The list of updates and refinements on paper looks to be lacking in the area of a real and dramatic improvement to the Football Manager series, however it is the many small changes that work together to create an entirely excellent managing experience. Fans of the series might actually wonder what has changed for the first couple of hours, aside from some polishing in terms of graphics. But it won’t be too long before the new additions start to make themselves known.

Take the all new navigation system for example. For many years games within this series were equipped with a handy sidebar, but this has been removed to be replaced by an assortment of tabs covering everything from scouting to tactics. This will take some time to get your head around, but once used to it you will find the controls to be far more intuitive and helpful. This, combined with the completely new addition to Football Manager 2010 of a Tactics Creator, opens the door to the uninitiated by making the game entirely more playable to those that have never attempted to get to grips with the complex series before.

The ability to shout commands to your players from the sidelines is another useful skill that provides instant tactical response. And if you’re feeling lost and overwhelmed at any point, your assistant manager will always be ready by your ear with a word or two as to how things are progressing. Don’t be concerned that these new features will take anything away from the overall experience of the game however. Instead of quashing the complexity that places the Football Manager series ahead of its rivals, they have simply created a way to harness it for a more enjoyable playing experience.

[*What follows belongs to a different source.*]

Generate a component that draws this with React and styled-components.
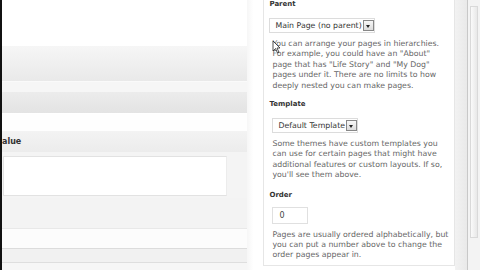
import styled, { createGlobalStyle } from 'styled-components';

const Global = createGlobalStyle`
  html, body {
    margin: 0;
    padding: 0;
    width: 480px;
    height: 270px;
    overflow: hidden;
    background: #fff;
  }
`;

const Page = styled.div`
  display: flex;
  width: 480px;
  height: 270px;
  font-family: "DejaVu Sans", Verdana, sans-serif;
  position: relative;
`;

const Edge = styled.div`
  width: 2px;
  background: #111;
`;

const Main = styled.div`
  width: 246px;
  display: flex;
  flex-direction: column;
`;

const Band = styled.div`
  height: ${(p) => p.h}px;
  background: ${(p) => p.bg};
  border-bottom: ${(p) => (p.line ? `1px solid ${p.line}` : 'none')};
  flex-shrink: 0;
`;

const MetaBox = styled.div`
  display: flex;
  flex-direction: column;
  background: #f4f4f4;
  flex-shrink: 0;
`;

const BoxHead = styled.div`
  height: 21px;
  display: flex;
  align-items: center;
  background: linear-gradient(#f3f3f3, #ececec);
  font-size: 8px;
  font-weight: bold;
  color: #333;
`;

const BoxBody = styled.div`
  padding: 4px 20px 2px 1px;
  height: 40px;
`;

const TextArea = styled.div`
  height: 38px;
  background: #fff;
  border: 1px solid #e2e2e2;
  border-right-color: #ececec;
`;

const Gap = styled.div`
  width: 16px;
  background: linear-gradient(90deg, #f6f6f6, #fff 40%);
`;

const Side = styled.div`
  width: 192px;
  box-sizing: border-box;
  border-left: 1px solid #e6e6e6;
  border-right: 1px solid #e6e6e6;
  border-bottom: 1px solid #e6e6e6;
  height: 266px;
  padding: 0 4px 0 5px;
  background: #fff;
`;

const Label = styled.div`
  font-size: 7px;
  font-weight: bold;
  color: #333;
  margin-top: ${(p) => p.mt}px;
  height: 10px;
  line-height: 10px;
`;

const Select = styled.div`
  box-sizing: border-box;
  display: inline-flex;
  align-items: center;
  height: 15px;
  margin: ${(p) => p.m};
  border: 1px solid #dcdcdc;
  background: #fff;
  font-size: 7.8px;
  color: #333;
  padding-left: 5px;
`;

const Arrow = styled.span`
  box-sizing: border-box;
  width: 11px;
  height: 11px;
  margin-left: 1px;
  border: 1px solid #888;
  background: linear-gradient(#f8f8f8, #dcdcdc);
  display: flex;
  align-items: center;
  justify-content: center;
  &::after {
    content: '';
    border-left: 2.5px solid transparent;
    border-right: 2.5px solid transparent;
    border-top: 3px solid #222;
    margin-top: 2px;
  }
`;

const Help = styled.div`
  margin-top: ${(p) => p.mt}px;
  font-size: 7.8px;
  line-height: 10.4px;
  color: #666;
  padding-left: 3px;
  white-space: nowrap;
`;

const NumInput = styled.div`
  box-sizing: border-box;
  width: 36px;
  height: 17px;
  margin: 7px 0 0 3px;
  border: 1px solid #e0e0e0;
  font-size: 8px;
  color: #444;
  line-height: 15px;
  padding-left: 6px;
`;

const Gutter = styled.div`
  width: 12px;
  background: linear-gradient(90deg, #f2f2f2, #e9e9e9);
`;

const Scroll = styled.div`
  width: 12px;
  border-left: 1px solid #c8c8c8;
  background: #f3f3f3;
  display: flex;
  flex-direction: column;
`;

const Thumb = styled.div`
  margin: 6px 2px 0 2px;
  height: 230px;
  background: linear-gradient(90deg, #fafafa, #e8e8e8);
  border: 1px solid #d9d9d9;
`;

const Cursor = styled.svg`
  position: absolute;
  left: 272px;
  top: 40px;
`;

const Lines = ({ mt, lines }) => (
  <Help mt={mt}>
    {lines.map((l) => (
      <div key={l}>{l}</div>
    ))}
  </Help>
);

export default function App() {
  return (
    <Page>
      <Global />
      <Edge />
      <Main>
        <Band h={46} bg="#fff" />
        <Band h={35} bg="linear-gradient(#f6f6f6, #e9e9e9)" line="#fafafa" />
        <Band h={10} bg="#f6f6f6" />
        <Band h={21} bg="linear-gradient(#ececec, #e3e3e3)" line="#fff" />
        <Band h={17} bg="#fefefe" />
        <MetaBox>
          <BoxHead>alue</BoxHead>
          <BoxBody>
            <TextArea />
          </BoxBody>
        </MetaBox>
        <Band h={30} bg="#f3f3f3" line="#e8e8e8" />
        <Band h={19} bg="#fcfcfc" line="#dcdcdc" />
        <Band h={13} bg="#f1f1f1" line="#dedede" />
        <Band h={12} bg="#f6f6f6" />
      </Main>
      <Gap />
      <Side>
        <Label mt={-1}>Parent</Label>
        <Select m="9px 0 0 0">
          Main Page (no parent)
          <Arrow />
        </Select>
        <Lines
          mt={6}
          lines={[
            'You can arrange your pages in hierarchies.',
            'For example, you could have an "About"',
            'page that has "Life Story" and "My Dog"',
            'pages under it. There are no limits to how',
            'deeply nested you can make pages.',
          ]}
        />
        <Label mt={8}>Template</Label>
        <Select m="9px 0 0 3px">
          Default Template
          <Arrow />
        </Select>
        <Lines
          mt={6}
          lines={[
            'Some themes have custom templates you',
            'can use for certain pages that might have',
            'additional features or custom layouts. If so,',
            "you'll see them above.",
          ]}
        />
        <Label mt={9}>Order</Label>
        <NumInput>0</NumInput>
        <Lines
          mt={6}
          lines={[
            'Pages are usually ordered alphabetically, but',
            'you can put a number above to change the',
            'order pages appear in.',
          ]}
        />
      </Side>
      <Gutter />
      <Scroll>
        <Thumb />
      </Scroll>
      <Cursor width="9" height="14" viewBox="0 0 9 14">
        <path d="M1 1 L1 11 L3.5 8.5 L5.5 13 L7 12.3 L5 8 L8 8 Z" fill="#fff" stroke="#222" strokeWidth="0.8" />
      </Cursor>
    </Page>
  );
}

Football Manager 2010 isn’t going to blow last year’s title out of the water. Its additions are more subtle, producing an overall experience that is sleeker and more enjoyable to the masses. The nuts and bolts of the series have not been removed, merely polished to function more effectively, meaning that nothing is taken away from the level of detail and realism that distinguishes this particular series in a highly competitive market.

What do you think?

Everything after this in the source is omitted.